2. Emphasize Superman’s other abilities besides fighting. Give Superman a series of missions, such as stopping a speeding locomotive from falling off of a damaged bridge or finding several bombs hidden in various parts of Metropolis or saving several citizens from an erupting volcano. Also, the missions could be timed so that Supes only has a limited amount of time to succeed in the missions or else he loses a life or something. Every level of the game doesn’t have to have Supes going a few rounds with a villain.

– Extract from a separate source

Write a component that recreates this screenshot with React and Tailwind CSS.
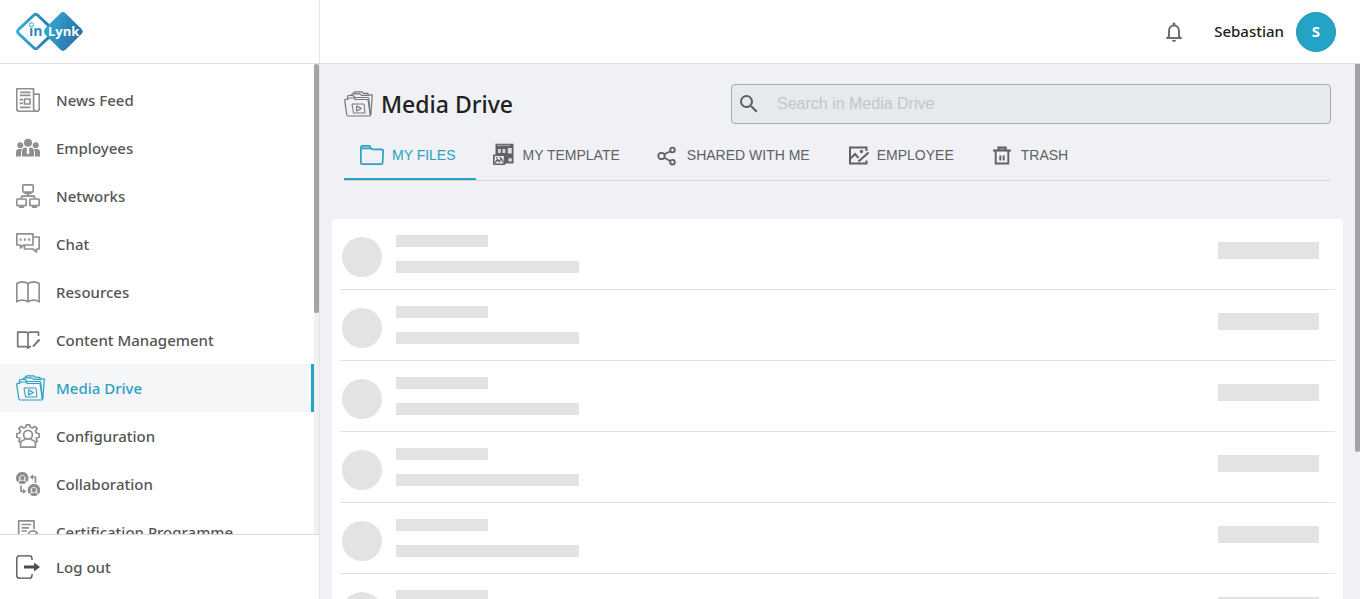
import React from "react";
import { MdSearch, MdNotificationsNone } from "react-icons/md";

function Svg({ size = 24, children, className = "" }) {
  return (
    <svg width={size} height="24" viewBox={`0 0 ${size} 24`} fill="none" stroke="currentColor" strokeWidth="1.7" strokeLinejoin="round" aria-hidden="true" className={`shrink-0 ${className}`}>
      {children}
    </svg>
  );
}

function NewsIcon() {
  return (
    <Svg>
      <path d="M17.5 5.5V1.2Q17.5.7 17 .7H1.2Q.7.7.7 1.2V20.5Q.7 23.3 3.5 23.3H20.5Q23.3 23.3 23.3 20.5V6.2H17.6V20.5Q17.6 23.3 20 23.3" />
      <path d="M4 4.4H14.5M4 7.3H14.5M3.5 11.7H7M3.5 15.3H7M4 19.3H14.5" />
      <rect x="8.5" y="11" width="5.5" height="5" />
    </Svg>
  );
}

function EmployeesIcon() {
  return (
    <Svg>
      <g fill="currentColor" stroke="none">
        <circle cx="4.3" cy="9.3" r="3" />
        <circle cx="19.7" cy="9.3" r="3" />
        <circle cx="12" cy="6.8" r="4" />
        <path d="M0 20.5V16Q0 13 3 13H5Q6 13 6 13.8Q5 14.8 5 16.5V20.5Z" />
        <path d="M24 20.5V16Q24 13 21 13H19Q18 13 18 13.8Q19 14.8 19 16.5V20.5Z" />
        <path d="M6 20.5V15.5Q6 11.7 9.5 11.5L11 12.3L10.6 17L12 18.5L13.4 17L13 12.3L14.5 11.5Q18 11.7 18 15.5V20.5Z" />
      </g>
    </Svg>
  );
}

function NetworksIcon() {
  return (
    <Svg>
      <rect x="6.8" y=".9" width="10.4" height="7.2" rx="1" />
      <rect x=".8" y="15" width="9.4" height="6.6" rx="1" />
      <rect x="13.8" y="15" width="9.4" height="6.6" rx="1" />
      <path d="M8.5 9.3H15.5M12 9.3V12.3M5.5 15V12.7Q5.5 12.2 6 12.2H18Q18.5 12.2 18.5 12.7V15M3 23.2H8M16 23.2H21" />
    </Svg>
  );
}

function ChatIcon() {
  return (
    <Svg>
      <path d="M.8 1.8H17V13H7.8L4.5 16V13H.8Z" />
      <path d="M17.5 5H23.2V17H20.5V20L17 17H8.5V13.3" />
      <path d="M3.6 7.7H5.6M7.9 7.7H9.9M12.2 7.7H14.2" strokeWidth="2.2" />
    </Svg>
  );
}

function BookIcon() {
  return (
    <Svg>
      <path d="M12 3.5Q9.5 1.8 6.4 1.8T.8 3.5V21.8Q3.3 20.2 6.4 20.2T12 21.8Q14.5 20.2 17.6 20.2T23.2 21.8V3.5Q20.7 1.8 17.6 1.8T12 3.5V21.5" />
    </Svg>
  );
}

function ContentIcon() {
  return (
    <Svg className="text-[#777777]">
      <path d="M22.5 8V4.2H13.5L12 5.2L10.5 4.2H1.7V18.7H10.5L12 20.2L13.5 18.7H15M12 5V20" />
      <path d="M23.5 11.5L17 18.7" strokeWidth="2" />
    </Svg>
  );
}

function MediaIcon() {
  return (
    <svg width="29" height="26" viewBox="0 0 29 26" fill="none" stroke="currentColor" strokeWidth="1.2" strokeLinejoin="round" aria-hidden="true" className="shrink-0">
      <path d="M.7 9.3Q.7 8.3 1.7 8.3H3.5L5 7H9.8L11.3 8.5H23Q24 8.5 24.2 9.5L26.3 24.3Q26.3 25 25.5 25H4Q3 25 2.8 24L.7 9.3Z" />
      <path d="M3.5 7.5V5.5Q3.5 4.5 4.5 4.5H9L11 6.5H23.5Q24.5 6.5 24.7 7.5L26.5 23.5" />
      <path d="M7 4L8.5 2.8H16L17.5 4.3H25.5M9 2.5L11 .8H18L19.5 2.3H24V4M28.3 3.8L26.8 24.5M25.5 3.8H28.5" />
      <path d="M8 13H20L21 22H9.5Z" strokeWidth="1" />
      <path d="M12.7 15V20L17.3 17.5Z" />
    </svg>
  );
}

function ConfigIcon() {
  return (
    <Svg>
      <path d="M4.5 18.5L2.8 17L4 14.2L.8 13.2V9.8L3.7 9L4.5 7L2.8 4.6L5.2 2.4L7.5 4L9.7 3.2L10.4.8H13.6L14.3 3.2L16.5 4L18.8 2.4L21.2 4.6L19.5 7L20.3 9L23.2 9.8V13.2L20 14.2L21.2 17L19.5 18.5" />
      <circle cx="12" cy="10.8" r="4.4" />
      <path d="M4.5 23.2V20Q4.5 16.5 8 16L9.5 14.5M19.5 23.2V20Q19.5 16.5 16 16L14.5 14.5M4 23.2H20" />
    </Svg>
  );
}

function CollabIcon() {
  return (
    <Svg>
      <path d="M2.5 9A4.700 4.700 0 1 1 10 9" strokeWidth="3.2" />
      <path d="M14.2 21A4.700 4.700 0 1 1 21.700 21" strokeWidth="3.2" />
      <g fill="currentColor" stroke="none">
        <circle cx="6.3" cy="6" r="2.2" />
        <path d="M2.2 10.7Q3 8.500 6.300 8.500T10.400 10.700Q6.300 13.500 2.200 10.700Z" />
        <circle cx="18" cy="18" r="2.2" />
        <path d="M13.900 22.700Q14.700 20.500 18 20.500T22.100 22.700Q18 25.500 13.900 22.700Z" />
        <path d="M13.8 5L17 2.200V7.800ZM10.200 19.300L7 16.500V22.100Z" />
      </g>
      <path d="M16 5H19.5V11M5 13.5V19.3H8" />
    </Svg>
  );
}

function CertificateIcon() {
  return (
    <Svg>
      <path d="M12 19.5H2.7V.9H18V9M5.5 4.5H15M5.5 7.8H13M5.5 11H11" />
      <circle cx="17" cy="15.5" r="4.7" />
      <path d="M14.8 15.5L16.5 17.2L20 13.5" />
    </Svg>
  );
}

function LogoutIcon() {
  return (
    <Svg className="text-[#4d4d4d]">
      <path d="M16 5V3.5Q16 .8 13.5 .8H3.5Q.8.8.8 3.5V20.5Q.8 23.2 3.5 23.2H13.5Q16 23.2 16 20.5V19" strokeWidth="1.3" />
      <path d="M8 10.4H18V7.5L24 12L18 16.5V13.6H8Z" fill="currentColor" stroke="none" />
    </Svg>
  );
}

function FolderIcon() {
  return (
    <Svg>
      <path d="M.9 5V19.5Q.9 21.2 2.6 21.2H21Q22.5 21.2 22.6 19.7L23.2 8Q23.2 6.3 21.5 6.3H12.5Q11.5 6.3 11 5.3L10 3.5Q9.7 2.9 9 2.9H3Q.9 2.9.9 5ZM1.2 5.3H11" />
    </Svg>
  );
}

function TemplateIcon() {
  return (
    <Svg size={22}>
      <path d="M2.5 .8H20.5V20.5H11V12H2.5Z" fill="currentColor" stroke="none" />
      <path d="M4 2.300H17" stroke="#c9cacc" strokeWidth=".8" />
      <path d="M5 6H7.800V10H5ZM9.500 6H12.300V10H9.500ZM14.800 5H18.800V10.500H14.800ZM15.500 15.200H18.800V18.500H15.500Z" fill="#d9dadd" stroke="none" />
      <rect x=".8" y="12.2" width="10.700" height="9" fill="#f0f1f5" strokeWidth="1.6" />
      <path d="M2 19.8L4.5 16.5L6.3 18.7L8.3 15.5L10.5 19.8M2.8 14.8H4.5M6.5 14.5H8" strokeWidth="1.4" />
    </Svg>
  );
}

function ShareIcon() {
  return (
    <Svg size={22}>
      <g strokeWidth="1.8">
        <circle cx="4.5" cy="13" r="3.2" />
        <circle cx="15.500" cy="7" r="2.3" />
        <circle cx="15.500" cy="19.2" r="2.3" />
        <path d="M7.300 11.3L13.500 8.2M7.300 14.7L13.500 18.2" />
      </g>
    </Svg>
  );
}

function PictureIcon() {
  return (
    <Svg size={22}>
      <g strokeWidth="2" strokeLinejoin="miter">
        <path d="M19.5 8V4.5H3V20.5H19.5V17.5" />
        <path d="M3.5 15.5L8 11L11.5 15M11.5 18.5L21.5 9.5" />
        <circle cx="14.5" cy="8.5" r=".7" />
      </g>
    </Svg>
  );
}

function TrashIcon() {
  return (
    <Svg size={22}>
      <g strokeWidth="1.9" strokeLinejoin="miter">
        <path d="M2 7.5H20M7.3 7V4.5H14.7V7M4.7 8V20.5H17.3V8M9.3 12.5V17.5M12.7 12.5V17.5" />
        <path d="M7 6H15" strokeWidth="1" />
      </g>
    </Svg>
  );
}

function Logo() {
  return (
    <svg width="68" height="40" viewBox="0 0 68 40" role="img" aria-label="inLynk" className="font-['Open_Sans',sans-serif]">
      <defs>
        <linearGradient id="logoLeft" x1="0" x2="1">
          <stop offset="0" stopColor="#36b3d8" />
          <stop offset="1" stopColor="#2670aa" />
        </linearGradient>
        <linearGradient id="logoRight" x1="0" x2="1" y1="0.3" y2="0.7">
          <stop offset="0" stopColor="#35acd3" />
          <stop offset="1" stopColor="#2869a6" />
        </linearGradient>
      </defs>
      <path d="M18 3Q19.7 1.5 21.4 3L37 17.7Q39 19.5 37 21.3L21.4 36Q19.7 37.5 18 36L2.4 21.3Q.6 19.5 2.4 17.7Z" fill="none" stroke="url(#logoLeft)" strokeWidth="3" />
      <path d="M44.5 1.2Q47 -1 49.5 1.2L65.5 17Q68 19.5 65.5 22L49.5 37.800Q47 40 44.500 37.800L29.500 23Q26.500 19.500 29.500 16Z" fill="url(#logoRight)" />
      <text x="13" y="24" fontSize="14" fontWeight="700" fill="#3289bd">in</text>
      <circle cx="15.5" cy="12.8" r="2" fill="#fff" stroke="#35a5ce" strokeWidth="1.3" strokeDasharray="1.2 .4" />
      <text x="32" y="24" fontSize="13" fontWeight="700" fill="#fff">Lynk</text>
    </svg>
  );
}

const navItems = [
  ["News Feed", NewsIcon],
  ["Employees", EmployeesIcon],
  ["Networks", NetworksIcon],
  ["Chat", ChatIcon],
  ["Resources", BookIcon],
  ["Content Management", ContentIcon],
  ["Media Drive", MediaIcon],
  ["Configuration", ConfigIcon],
  ["Collaboration", CollabIcon],
  ["Certification Programme", CertificateIcon],
];

const tabs = [
  ["MY FILES", FolderIcon],
  ["MY TEMPLATE", TemplateIcon],
  ["SHARED WITH ME", ShareIcon],
  ["EMPLOYEE", PictureIcon],
  ["TRASH", TrashIcon],
];

function NavLink({ label, Icon, active }) {
  return (
    <a
      href="#"
      aria-current={active ? "page" : undefined}
      className={`flex h-12 items-center border-r-[3px] pl-4 text-[15px] font-medium ${
        active ? "border-[#23a3c5] bg-[#f5f6f8] text-[#2ba0c2]" : "border-transparent text-[#555555]"
      }`}
    >
      <span className={`flex w-10 items-center ${active ? "" : "text-[#8f8f8f]"}`}>
        <Icon />
      </span>
      {label}
    </a>
  );
}

function Sidebar() {
  return (
    <aside className="flex w-80 shrink-0 flex-col border-r border-[#e4e4e4] bg-white">
      <div className="flex min-h-0 flex-1">
        <nav aria-label="Main" className="min-w-0 flex-1 overflow-hidden pt-3">
          {navItems.map(([label, Icon]) => (
            <NavLink key={label} label={label} Icon={Icon} active={label === "Media Drive"} />
          ))}
        </nav>
        <div className="w-[5px] bg-[#f1f1f1]">
          <div className="h-[53%] rounded-full bg-[#a3a5a4]" />
        </div>
      </div>
      <div className="border-t border-[#dcdcdc] py-2">
        <NavLink label="Log out" Icon={LogoutIcon} />
      </div>
    </aside>
  );
}

function SkeletonRow() {
  return (
    <li className="flex h-[71px] items-start border-b border-[#e2e2e2] pt-4 pr-4 pl-0.5">
      <div className="mt-0.5 size-10 rounded-full bg-[#e3e3e3]" />
      <div className="ml-3.5 flex flex-1 flex-col gap-3.5">
        <div className="h-3 w-[92px] bg-[#e3e3e3]" />
        <div className="h-3 w-[183px] bg-[#e3e3e3]" />
      </div>
      <div className="mt-[7px] h-[17px] w-[101px] bg-[#e3e3e3]" />
    </li>
  );
}

export default function App() {
  return (
    <div className="flex h-screen flex-col overflow-hidden bg-[#f0f1f5] font-['Noto_Sans','Open_Sans',sans-serif]">
      <header className="flex h-16 shrink-0 border-b border-[#dfdfdf] bg-white">
        <div className="flex w-80 shrink-0 items-center border-r border-[#e4e4e4] pl-4">
          <Logo />
        </div>
        <div className="flex flex-1 items-center justify-end pr-6">
          <button type="button" aria-label="Notifications" className="mr-7 text-[#707070]">
            <MdNotificationsNone size={24} />
          </button>
          <span className="mr-3 text-[15px] font-medium text-[#212121]">Sebastian</span>
          <button type="button" aria-label="Account" className="size-10 rounded-full border border-[#2796b3] bg-[#23a3c5] text-[15px] font-bold text-white">
            S
          </button>
        </div>
      </header>
      <div className="flex min-h-0 flex-1">
        <Sidebar />
        <main className="min-w-0 flex-1 overflow-hidden pt-5">
          <div className="px-6">
            <div className="flex h-10 items-center justify-between gap-6">
              <h1 className="flex items-center gap-2 text-[23px] font-medium text-[#212121]">
                <span className="text-[#777777]">
                  <MediaIcon />
                </span>
                Media Drive
              </h1>
              <label className="flex h-10 w-[600px] items-center rounded border border-[#a9abae] bg-[#e6e9ed] pl-[5px] font-['Liberation_Sans',sans-serif]">
                <MdSearch size={24} className="text-[#5c5e60]" />
                <input type="search" aria-label="Search in Media Drive" placeholder="Search in Media Drive" className="ml-4 flex-1 bg-transparent text-base outline-none placeholder:text-[#c3c6ca]" />
              </label>
            </div>
            <div role="tablist" className="mt-2 flex h-[49px] gap-px border-b border-[#d2d4d8] font-['Liberation_Sans',sans-serif] text-sm">
              {tabs.map(([label, Icon], i) => (
                <button
                  key={label}
                  type="button"
                  role="tab"
                  aria-selected={i === 0}
                  className={`flex items-center gap-2 border-b-2 pr-5 pl-4 ${
                    i === 0 ? "border-[#23a3c5] text-[#2ba0c2]" : "border-transparent text-[#5f6163]"
                  }`}
                >
                  <Icon />
                  {label}
                </button>
              ))}
            </div>
          </div>
          <ul aria-label="Loading files" className="mx-3 mt-[38px] rounded bg-white px-2">
            {[1, 2, 3, 4, 5, 6, 7].map((n) => (
              <SkeletonRow key={n} />
            ))}
          </ul>
        </main>
        <div className="w-[5px] shrink-0 bg-[#f1f1f1]">
          <div className="h-[72.5%] rounded-b-full bg-[#a3a5a4]" />
        </div>
      </div>
    </div>
  );
}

3. Have the game focus on a younger Superman who is relatively new to the super hero scene and as such, Clark’s powers wouldn’t be fully developed yet. Again, Supes’ strength could increase and he could gain more super powers as he progresses through the game.
4. Have Superman’s more devastating powers, such as heat vision and ice breath, reserved as special moves which can be used, but using them would lower his life bar, so the player won’t be able to just use them all of the time, and should mostly save them for extreme situations.
5. Give Superman a Super Meter, which would gradually build up whenever Supes punches or kicks an opponent. Once the Super Meter if full, Supes would be able to unleash a devastating super power, but the Super Meter would empty as he’s doing it. Also, Supes would have to start each new level with an empty Super Meter.

I’d play a game like that. How about you?